I have the following:
rawData.Provider.CreateQuery<PDFDocument>(qb.rootExperession)
.ToList<PDFDocument>().
GroupBy(b=>b.ShortCode)
.SelectMany(b=>b).ToList<PDFDocument>()
I want to return all results, grouped by ShortCode, the items within each group sorted by UploadDate and the groups sorted so the one that has the most recent document in it first.
Does anyone know if this is even possible?

Try
rawData.Provider.CreateQuery<PDFDocument>(qb.rootExperession)
.AsEnumerable()
.OrderByDescending(d => d.UploadDate)
.GroupBy(d => d.ShortCode)
.SelectMany(g => g)
.ToList();
This should
Order the items by upload date (descending so newest first)

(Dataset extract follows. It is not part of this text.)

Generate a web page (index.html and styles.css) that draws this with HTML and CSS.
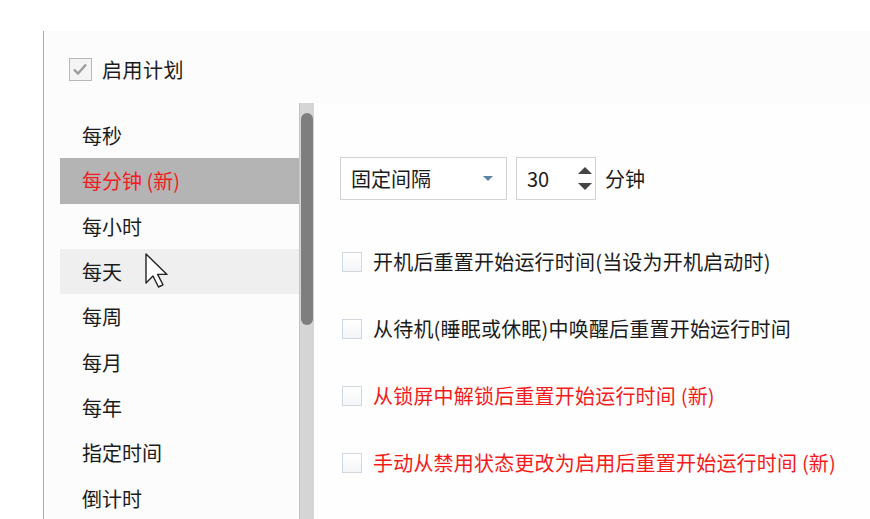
FILE: index.html
```html
<!DOCTYPE html>
<html lang="zh-CN">
<head>
<meta charset="utf-8">
<title>计划</title>
<link rel="stylesheet" href="styles.css">
</head>
<body>
<div class="page">
  <div class="panel">
    <label class="enable">
      <span class="cb cb-disabled">
        <svg viewBox="0 0 22 22" width="22" height="22"><path d="M5 11.5 L9 15.5 L17 6.5" fill="none" stroke="#9c9c9c" stroke-width="2.4"/></svg>
      </span>
      <span class="enable-text">启用计划</span>
    </label>
    <div class="body">
      <div class="sidebar">
        <ul class="list">
          <li class="item">每秒</li>
          <li class="item selected">每分钟 (新)</li>
          <li class="item">每小时</li>
          <li class="item hover">每天</li>
          <li class="item">每周</li>
          <li class="item">每月</li>
          <li class="item">每年</li>
          <li class="item">指定时间</li>
          <li class="item">倒计时</li>
        </ul>
        <div class="scrollbar"><div class="thumb"></div></div>
      </div>
      <div class="content">
        <div class="controls">
          <div class="select">
            <span>固定间隔</span>
            <span class="caret"></span>
          </div>
          <div class="spin">
            <span>30</span>
            <span class="arrows"><span class="up"></span><span class="down"></span></span>
          </div>
          <span class="unit">分钟</span>
        </div>
        <div class="options">
          <label class="opt"><span class="cb"></span><span>开机后重置开始运行时间(当设为开机启动时)</span></label>
          <label class="opt"><span class="cb"></span><span>从待机(睡眠或休眠)中唤醒后重置开始运行时间</span></label>
          <label class="opt red"><span class="cb"></span><span>从锁屏中解锁后重置开始运行时间 (新)</span></label>
          <label class="opt red"><span class="cb"></span><span>手动从禁用状态更改为启用后重置开始运行时间 (新)</span></label>
        </div>
      </div>
    </div>
  </div>
  <svg class="cursor" width="24" height="36" viewBox="0 0 24 36">
    <path d="M1 1 L1 30 L8 23 L13.5 34 L18 31.8 L12.6 21.4 L22 21.4 Z" fill="#fff" stroke="#222" stroke-width="1.4" stroke-linejoin="round"/>
  </svg>
</div>
</body>
</html>
```

FILE: styles.css
```css
* { box-sizing: border-box; }
html, body { margin: 0; padding: 0; }
body {
  background: #ffffff;
  font-family: "Noto Sans CJK SC", "Noto Sans", sans-serif;
  font-size: 20px;
  color: #1b1b1b;
  width: 870px;
  height: 519px;
  overflow: hidden;
}
.page {
  position: relative;
  padding: 31px 0 0 43px;
  height: 519px;
}
.panel {
  height: 488px;
  border-left: 1px solid #a9a9a9;
  background: #fcfcfc;
  display: flex;
  flex-direction: column;
}
.enable {
  display: flex;
  align-items: center;
  gap: 10px;
  margin: 27px 0 0 25px;
  height: 23px;
}
.enable-text { line-height: 23px; letter-spacing: 0.5px; }
.cb {
  display: inline-block;
  width: 20px;
  height: 20px;
  border: 1px solid #cfd8e0;
  background: linear-gradient(#ffffff, #f3f5f7);
  flex: none;
}
.cb-disabled {
  width: 23px;
  height: 23px;
  border: 1px solid #b8b8b8;
  background: #f4f4f4;
  display: flex;
}
.cb-disabled svg { display: block; margin: -1px 0 0 -1px; }
.body {
  display: flex;
  margin-top: 22px;
  flex: 1;
}
.sidebar {
  width: 270px;
  display: flex;
  padding-left: 16px;
}
.list {
  list-style: none;
  margin: 0;
  padding: 10px 0 0 0;
  width: 239px;
}
.item {
  height: 45.3px;
  display: flex;
  align-items: center;
  padding-left: 22px;
}
.item.selected {
  background: #b4b4b4;
  color: #f21c1c;
}
.item.hover { background: #efefef; }
.scrollbar {
  width: 15px;
  background: #d5d5d5;
  border-left: 1px solid #c4c4c4;
  padding: 10px 1px 0 1px;
}
.thumb {
  height: 212px;
  background: #7e7e7e;
  border-radius: 6px;
}
.content {
  flex: 1;
  background: #fefefe;
  padding: 54px 0 0 26px;
}
.controls {
  display: flex;
  align-items: center;
  height: 43px;
}
.select {
  width: 167px;
  height: 43px;
  border: 1px solid #d3d3d3;
  background: #fff;
  display: flex;
  align-items: center;
  justify-content: space-between;
  padding: 0 13px 0 10px;
}
.caret {
  width: 0;
  height: 0;
  border-left: 5px solid transparent;
  border-right: 5px solid transparent;
  border-top: 5px solid #5f83a3;
}
.spin {
  margin-left: 9px;
  width: 80px;
  height: 43px;
  border: 1px solid #d3d3d3;
  background: #fff;
  display: flex;
  align-items: center;
  justify-content: space-between;
  padding: 0 3px 0 10px;
}
.arrows {
  display: flex;
  flex-direction: column;
  gap: 9px;
}
.up, .down {
  width: 0;
  height: 0;
  border-left: 7px solid transparent;
  border-right: 7px solid transparent;
}
.up { border-bottom: 7px solid #444; }
.down { border-top: 7px solid #444; }
.unit { margin-left: 9px; }
.options {
  margin-top: 28px;
  display: flex;
  flex-direction: column;
}
.opt {
  height: 67px;
  display: flex;
  align-items: center;
  gap: 11px;
  padding-left: 2px;
}
.opt > span:last-child { letter-spacing: 0.2px; }
.opt.red { color: #f51a1a; }
.cursor {
  position: absolute;
  left: 145px;
  top: 253px;
}
```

Then group them by short code - so within each group the items are still sorted
The groups are still in descending order, so no need to order again
Finally concatenate the results into a single list
If performance is an issue you many be better off doing
rawData.Provider.CreateQuery<PDFDocument>(qb.rootExperession)
.AsEnumerable()
.GroupBy(d => d.ShortCode)
.Select(g => g.OrderByDescending(d => d.UploadDate))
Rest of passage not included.